* _Task to carry out_: Search the listing for "page" and copy every line where it appears.

+---+

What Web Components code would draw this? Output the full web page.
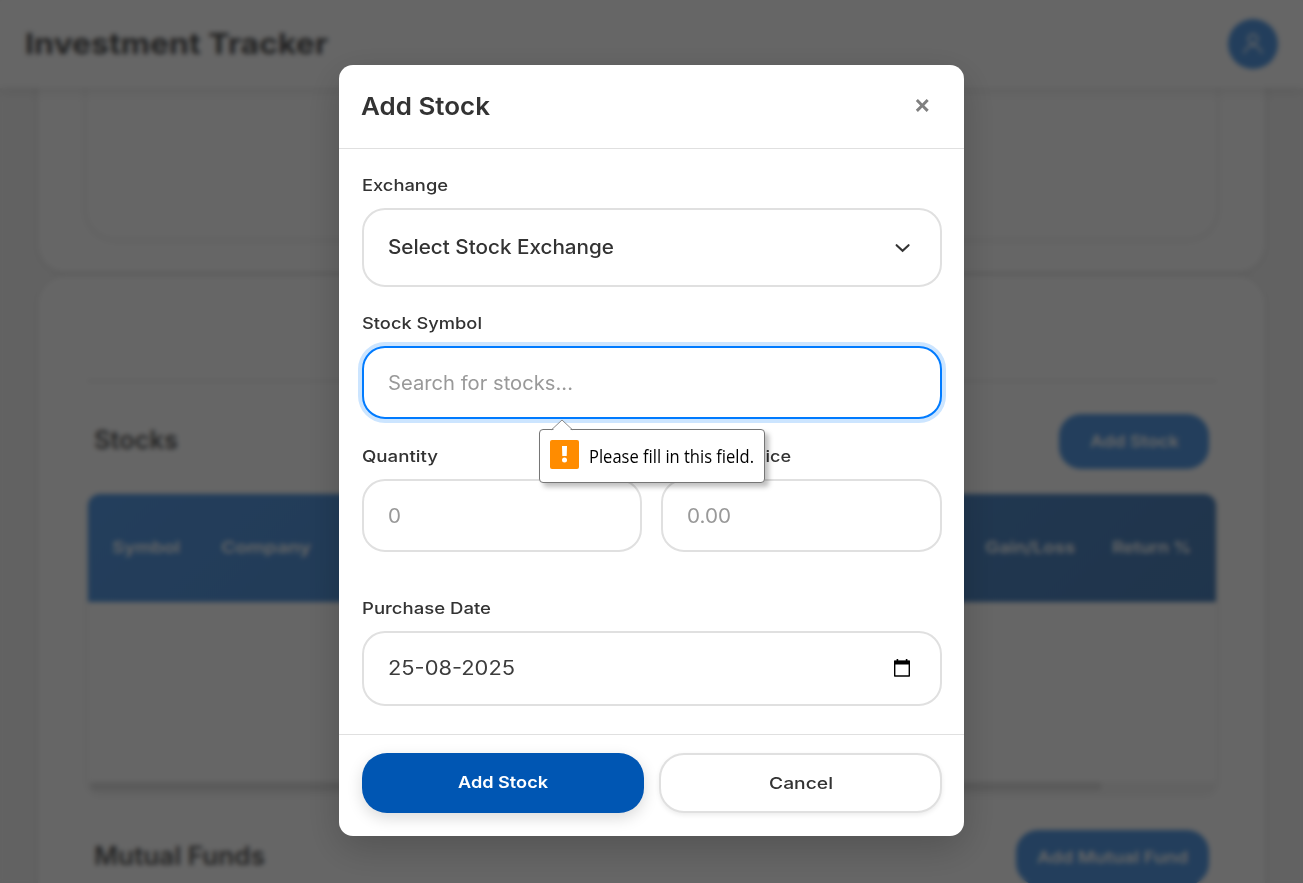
<!DOCTYPE html>
<html lang="en">
<head>
<meta charset="utf-8">
<title>Investment Tracker</title>
<style>
html,body{margin:0;height:100%;overflow:hidden}
body{font-family:Inter,"Open Sans",sans-serif;color:#333;background:#f5f6f7}
</style>
</head>
<body>
<tracker-app></tracker-app>
<script>
function define(name, html, ready) {
  const tpl = document.createElement('template');
  tpl.innerHTML = html;
  customElements.define(name, class extends HTMLElement {
    constructor() {
      super();
      this.attachShadow({ mode: 'open' }).appendChild(tpl.content.cloneNode(true));
    }
    connectedCallback() { if (ready) ready.call(this, this.shadowRoot); }
  });
}

/* Text widened or narrowed so that its advance equals the "w" attribute. */
define('fit-text', `<style>:host{display:inline-block;white-space:nowrap}span{display:inline-block;transform-origin:0 50%}</style><span><slot></slot></span>`,
  function (root) {
    const w = parseFloat(this.getAttribute('w'));
    const span = root.querySelector('span');
    const natural = span.getBoundingClientRect().width;
    if (w && natural) {
      span.style.transform = 'scaleX(' + (w / natural).toFixed(4) + ')';
      this.style.width = w + 'px';
    }
  });

define('pill-button', `<style>
:host{display:flex;align-items:center;justify-content:center;box-sizing:border-box;height:55px;padding-bottom:2px;border-radius:22px;background:#589ce6;color:#fff;font-size:16.5px;font-weight:600}
:host([kind=primary]){height:60px;border-radius:25px;background:#0056b3;box-shadow:0 5px 15px rgba(0,0,0,.15)}
:host([kind=plain]){height:60px;padding-bottom:1px;border-radius:25px;background:#fff;border:2px solid #e0e0e0;color:#333;font-weight:500;box-shadow:0 2px 5px rgba(0,0,0,.08)}
</style><slot></slot>`);

define('user-avatar', `<style>
:host{display:flex;align-items:center;justify-content:center;width:50px;height:50px;border-radius:50%;background:#589ce6}
svg{display:block}
</style><svg width="24" height="24" viewBox="0 0 24 24" fill="none" stroke="#fff" stroke-opacity=".8" stroke-width="2.2"><circle cx="12" cy="7" r="4.600"/><path d="M3 21.500c1.500-5 4.500-8 9-8s7.500 3 9 8"/></svg>`);

define('top-bar', `<style>
:host{display:flex;align-items:center;justify-content:space-between;box-sizing:border-box;height:88px;padding:0 25px 0 25px;background:rgba(255,255,255,.9);box-shadow:0 2px 12px rgba(0,0,0,.1);position:relative;z-index:2}
.t{font-size:29px;font-weight:700;color:#555;padding-bottom:2px}
</style><div class="t"><fit-text w="303">Investment Tracker</fit-text></div><user-avatar></user-avatar>`);

define('page-panel', `<style>
:host{display:block;box-sizing:border-box;background:#fff;border-radius:28px;box-shadow:0 1px 8px rgba(0,0,0,.09)}
</style><slot></slot>`);

define('section-head', `<style>
:host{display:flex;align-items:center;justify-content:space-between;height:55px;padding:0 7px 0 6px;font-size:25px;font-weight:600;color:#5c5c5c}
::slotted([slot=title]){padding-bottom:3px}
</style><slot name="title"></slot><slot name="action"></slot>`);

define('stock-table', `<style>
:host{display:block;box-sizing:border-box;height:298px;border-radius:12px;overflow:hidden;background:#fff;box-shadow:0 2px 7px rgba(0,0,0,.09)}
.head{display:grid;grid-template-columns:109px 764px 127px 1fr;align-items:center;height:108px;padding:0 0 3px 24px;box-sizing:border-box;background:linear-gradient(135deg,#589ce6,#4f83bc);color:#fff;font-size:16px;font-weight:600}
.body{height:180px}
.bar{height:9px;background:#f5f5f5}
.thumb{width:1012px;height:9px;margin-left:2px;background:#e2e2e2;border-radius:5px}
</style>
<div class="head"><fit-text w="68">Symbol</fit-text><fit-text w="90">Company</fit-text><fit-text w="90">Gain/Loss</fit-text><fit-text w="79">Return %</fit-text></div>
<div class="body"></div><div class="bar"><div class="thumb"></div></div>`);

define('dashboard-page', `<style>
:host{display:block;height:883px;overflow:hidden;background:#f6f6f6}
.content{margin:-88px 38px 0;display:flex;flex-direction:column;gap:4px}
.first{height:272px;padding:10px 49px 34px;border-radius:0 0 28px 28px}
.first page-panel{height:228px}
.second{height:760px;padding:104px 49px 0 50px}
hr{border:0;height:2px;margin:0;background:#ebebeb}
.stocks{margin-top:32px}
stock-table{margin-top:25px}
.funds{margin-top:38px}
pill-button.s{width:150px}pill-button.m{width:193px}
</style>
<top-bar></top-bar>
<div class="content">
<page-panel class="first"><page-panel></page-panel></page-panel>
<page-panel class="second"><hr>
<section-head class="stocks"><fit-text slot="title" w="84">Stocks</fit-text><pill-button class="s" slot="action"><fit-text w="89">Add Stock</fit-text></pill-button></section-head>
<stock-table></stock-table>
<section-head class="funds"><fit-text slot="title" w="171">Mutual Funds</fit-text><pill-button class="m" slot="action"><fit-text w="151">Add Mutual Fund</fit-text></pill-button></section-head>
</page-panel></div>`);

define('form-field', `<style>
:host{display:block;position:relative}
.label{display:flex;align-items:center;height:20px;margin-bottom:13px;font-size:16.4px;font-weight:500;color:#333}
.box{display:flex;align-items:center;justify-content:space-between;box-sizing:border-box;height:var(--box,73px);padding:0 28px 0 24px;border:2px solid #e0e0e0;border-radius:23px;background:#fff;font-size:19.6px;color:#999}
:host([kind=select]) .box{font-weight:500;color:#333;padding-bottom:2px}
:host([kind=date]) .box{color:#3c3c3c;padding-bottom:2px}
:host([focused]) .box{border-color:#007bff;box-shadow:0 0 0 4px #cce5ff}
</style><div class="label"><slot name="label"></slot></div><div class="box"><slot></slot></div><slot name="hint"></slot>`);

define('validation-hint', `<style>
:host{position:absolute;left:177px;top:116px;z-index:5;display:flex;align-items:center;box-sizing:border-box;width:226px;height:54px;padding:0 10px;gap:10px;background:#fff;border:1px solid #767676;border-radius:4px;box-shadow:4px 4px 5px rgba(0,0,0,.25);font-family:"Open Sans","Noto Sans",sans-serif;font-size:17.4px;color:#000}
.tip{position:absolute;left:11px;top:-11px}
.icon{margin-top:-3px;flex:none}
svg{display:block}
</style>
<svg class="tip" width="22" height="12" viewBox="0 0 22 12"><path d="M1 12 11 1.2 21 12" fill="#fff"/><path d="M.7 10.6 11 1 21.300 10.6" fill="none" stroke="#8a8a8a"/></svg>
<svg class="icon" width="29" height="29" viewBox="0 0 29 29"><rect width="29" height="29" rx="2" fill="#ff8c00"/><path d="M12 6h5l-.3 10h-4.400z" fill="#fff"/><circle cx="14.500" cy="20" r="2.500" fill="#fff"/></svg>
<fit-text w="165">Please fill in this field.</fit-text>`);

define('chevron-icon', `<style>:host,svg{display:block}</style><svg width="20" height="20" viewBox="0 0 20 20" fill="none" stroke="#333" stroke-width="2.100" stroke-linecap="round" stroke-linejoin="miter"><path d="M4.600 8.200 10.600 13.800 16.600 8.200"/></svg>`);

define('calendar-icon', `<style>:host,svg{display:block}</style><svg width="20" height="20" viewBox="0 0 20 20"><path d="M2.700 3.200h14.600v14.800H2.700z" fill="none" stroke="#000" stroke-width="1.400" stroke-linejoin="round"/><path d="M2 2.700h16v3.800H2zM4.600 1h1.600v2H4.600zM13.800 1h1.600v2h-1.600z" fill="#000"/></svg>`);

define('modal-dialog', `<style>
:host{display:flex;flex-direction:column;box-sizing:border-box;width:625px;height:771px;background:#fff;border-radius:14px;box-shadow:0 12px 38px rgba(0,0,0,.2)}
header{display:flex;align-items:center;justify-content:space-between;height:81px;padding:0 33px 2px 22px;border-bottom:1px solid #e0e0e0;font-size:24.6px;font-weight:600;color:#333}
.x{font-size:26px;font-weight:600;color:#808080;line-height:30px;margin-top:-3px}
main{flex:1;padding:26px 22px 0 23px}
footer{display:grid;grid-template-columns:282px 283px;gap:15px;height:102px;box-sizing:border-box;padding:18px 22px 0 23px;border-top:1px solid #e0e0e0}
</style><header><slot name="title"></slot><span class="x">×</span></header><main><slot></slot></main><footer><slot name="actions"></slot></footer>`);

define('tracker-app', `<style>
:host{display:grid;height:883px;overflow:hidden}
:host>*{grid-area:1/1}
.overlay{display:flex;justify-content:center;align-items:flex-start;padding:65px 0 0;z-index:10;background:rgba(0,0,0,.6);backdrop-filter:blur(2.5px)}
.gap1{margin-top:26px}.gap2{margin-top:27px}.gap3{margin-top:46px}
.row{display:grid;grid-template-columns:280px 281px;gap:19px}
.tall{--box:79px}.date{--box:75px}
</style>
<dashboard-page></dashboard-page>
<div class="overlay"><modal-dialog>
<fit-text slot="title" w="129">Add Stock</fit-text>
<form-field class="tall" kind="select"><fit-text slot="label" w="86">Exchange</fit-text><fit-text w="226">Select Stock Exchange</fit-text><chevron-icon></chevron-icon></form-field>
<form-field class="gap1" focused><fit-text slot="label" w="120">Stock Symbol</fit-text><fit-text w="185">Search for stocks...</fit-text><validation-hint slot="hint"></validation-hint></form-field>
<div class="row gap2">
<form-field><fit-text slot="label" w="76">Quantity</fit-text><fit-text w="13">0</fit-text></form-field>
<form-field><fit-text slot="label" w="130">Purchase Price</fit-text><fit-text w="44">0.00</fit-text></form-field>
</div>
<form-field class="gap3 date" kind="date"><fit-text slot="label" w="129">Purchase Date</fit-text><fit-text w="127">25-08-2025</fit-text><calendar-icon></calendar-icon></form-field>
<pill-button kind="primary" slot="actions"><fit-text w="90">Add Stock</fit-text></pill-button>
<pill-button kind="plain" slot="actions"><fit-text w="64">Cancel</fit-text></pill-button>
</modal-dialog></div>`);
</script>
</body>
</html>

+---+

* _Written solution_:
What Web Components code would draw this? Output the full web page.
define('page-panel', `<style>
define('dashboard-page', `<style>
.first page-panel{height:228px}
<page-panel class="first"><page-panel></page-panel></page-panel>
<page-panel class="second"><hr>
</page-panel></div>`);
<dashboard-page></dashboard-page>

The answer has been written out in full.